__Exercise instructions__
Print the listing in its entirety and exactly, leaving out images.

__Material__

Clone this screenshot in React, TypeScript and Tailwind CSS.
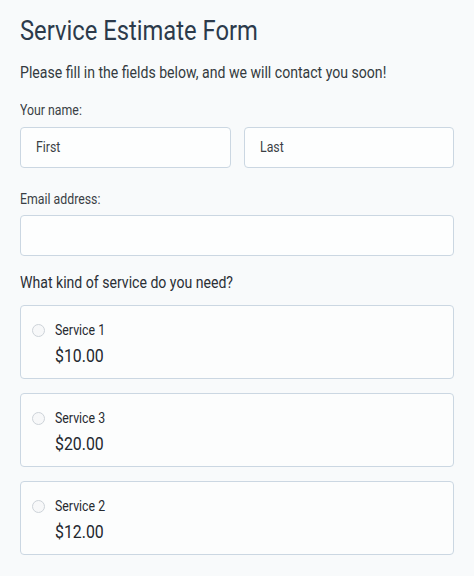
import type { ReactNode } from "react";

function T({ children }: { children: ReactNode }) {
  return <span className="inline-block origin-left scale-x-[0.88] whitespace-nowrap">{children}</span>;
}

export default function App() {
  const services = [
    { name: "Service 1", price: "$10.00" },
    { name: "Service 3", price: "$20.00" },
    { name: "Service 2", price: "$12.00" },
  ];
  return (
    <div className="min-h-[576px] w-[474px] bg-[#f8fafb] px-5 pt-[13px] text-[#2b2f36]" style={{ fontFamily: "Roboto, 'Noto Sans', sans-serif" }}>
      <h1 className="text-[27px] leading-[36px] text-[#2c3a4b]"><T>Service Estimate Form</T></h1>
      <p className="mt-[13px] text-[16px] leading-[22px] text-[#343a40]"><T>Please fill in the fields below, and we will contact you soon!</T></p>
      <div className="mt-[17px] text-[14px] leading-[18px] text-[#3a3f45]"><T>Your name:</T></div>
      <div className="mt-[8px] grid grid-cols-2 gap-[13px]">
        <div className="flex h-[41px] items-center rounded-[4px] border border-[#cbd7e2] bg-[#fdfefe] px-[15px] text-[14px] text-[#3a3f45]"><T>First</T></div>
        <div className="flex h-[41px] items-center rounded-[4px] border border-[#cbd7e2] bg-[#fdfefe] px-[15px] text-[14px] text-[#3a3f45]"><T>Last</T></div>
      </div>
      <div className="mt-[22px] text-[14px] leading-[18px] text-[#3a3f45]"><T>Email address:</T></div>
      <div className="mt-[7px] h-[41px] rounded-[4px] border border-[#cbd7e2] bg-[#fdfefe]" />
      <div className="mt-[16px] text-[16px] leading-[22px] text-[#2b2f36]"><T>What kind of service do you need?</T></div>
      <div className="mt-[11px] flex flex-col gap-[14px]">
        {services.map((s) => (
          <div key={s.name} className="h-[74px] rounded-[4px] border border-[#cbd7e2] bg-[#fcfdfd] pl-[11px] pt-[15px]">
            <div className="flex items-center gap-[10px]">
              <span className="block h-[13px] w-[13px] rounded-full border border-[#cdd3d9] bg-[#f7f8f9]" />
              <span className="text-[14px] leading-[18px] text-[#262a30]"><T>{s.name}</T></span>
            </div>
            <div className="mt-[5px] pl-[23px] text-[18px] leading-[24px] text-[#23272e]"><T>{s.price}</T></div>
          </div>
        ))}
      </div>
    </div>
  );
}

__Response to the exercise__
Clone this screenshot in React, TypeScript and Tailwind CSS.
import type { ReactNode } from "react";

function T({ children }: { children: ReactNode }) {
  return <span className="inline-block origin-left scale-x-[0.88] whitespace-nowrap">{children}</span>;
}

export default function App() {
  const services = [
    { name: "Service 1", price: "$10.00" },
    { name: "Service 3", price: "$20.00" },
    { name: "Service 2", price: "$12.00" },
  ];
  return (
    <div className="min-h-[576px] w-[474px] bg-[#f8fafb] px-5 pt-[13px] text-[#2b2f36]" style={{ fontFamily: "Roboto, 'Noto Sans', sans-serif" }}>
      <h1 className="text-[27px] leading-[36px] text-[#2c3a4b]"><T>Service Estimate Form</T></h1>
      <p className="mt-[13px] text-[16px] leading-[22px] text-[#343a40]"><T>Please fill in the fields below, and we will contact you soon!</T></p>
      <div className="mt-[17px] text-[14px] leading-[18px] text-[#3a3f45]"><T>Your name:</T></div>
      <div className="mt-[8px] grid grid-cols-2 gap-[13px]">
        <div className="flex h-[41px] items-center rounded-[4px] border border-[#cbd7e2] bg-[#fdfefe] px-[15px] text-[14px] text-[#3a3f45]"><T>First</T></div>
        <div className="flex h-[41px] items-center rounded-[4px] border border-[#cbd7e2] bg-[#fdfefe] px-[15px] text-[14px] text-[#3a3f45]"><T>Last</T></div>
      </div>
      <div className="mt-[22px] text-[14px] leading-[18px] text-[#3a3f45]"><T>Email address:</T></div>
      <div className="mt-[7px] h-[41px] rounded-[4px] border border-[#cbd7e2] bg-[#fdfefe]" />
      <div className="mt-[16px] text-[16px] leading-[22px] text-[#2b2f36]"><T>What kind of service do you need?</T></div>
      <div className="mt-[11px] flex flex-col gap-[14px]">
        {services.map((s) => (
          <div key={s.name} className="h-[74px] rounded-[4px] border border-[#cbd7e2] bg-[#fcfdfd] pl-[11px] pt-[15px]">
            <div className="flex items-center gap-[10px]">
              <span className="block h-[13px] w-[13px] rounded-full border border-[#cdd3d9] bg-[#f7f8f9]" />
              <span className="text-[14px] leading-[18px] text-[#262a30]"><T>{s.name}</T></span>
            </div>
            <div className="mt-[5px] pl-[23px] text-[18px] leading-[24px] text-[#23272e]"><T>{s.price}</T></div>
          </div>
        ))}
      </div>
    </div>
  );
}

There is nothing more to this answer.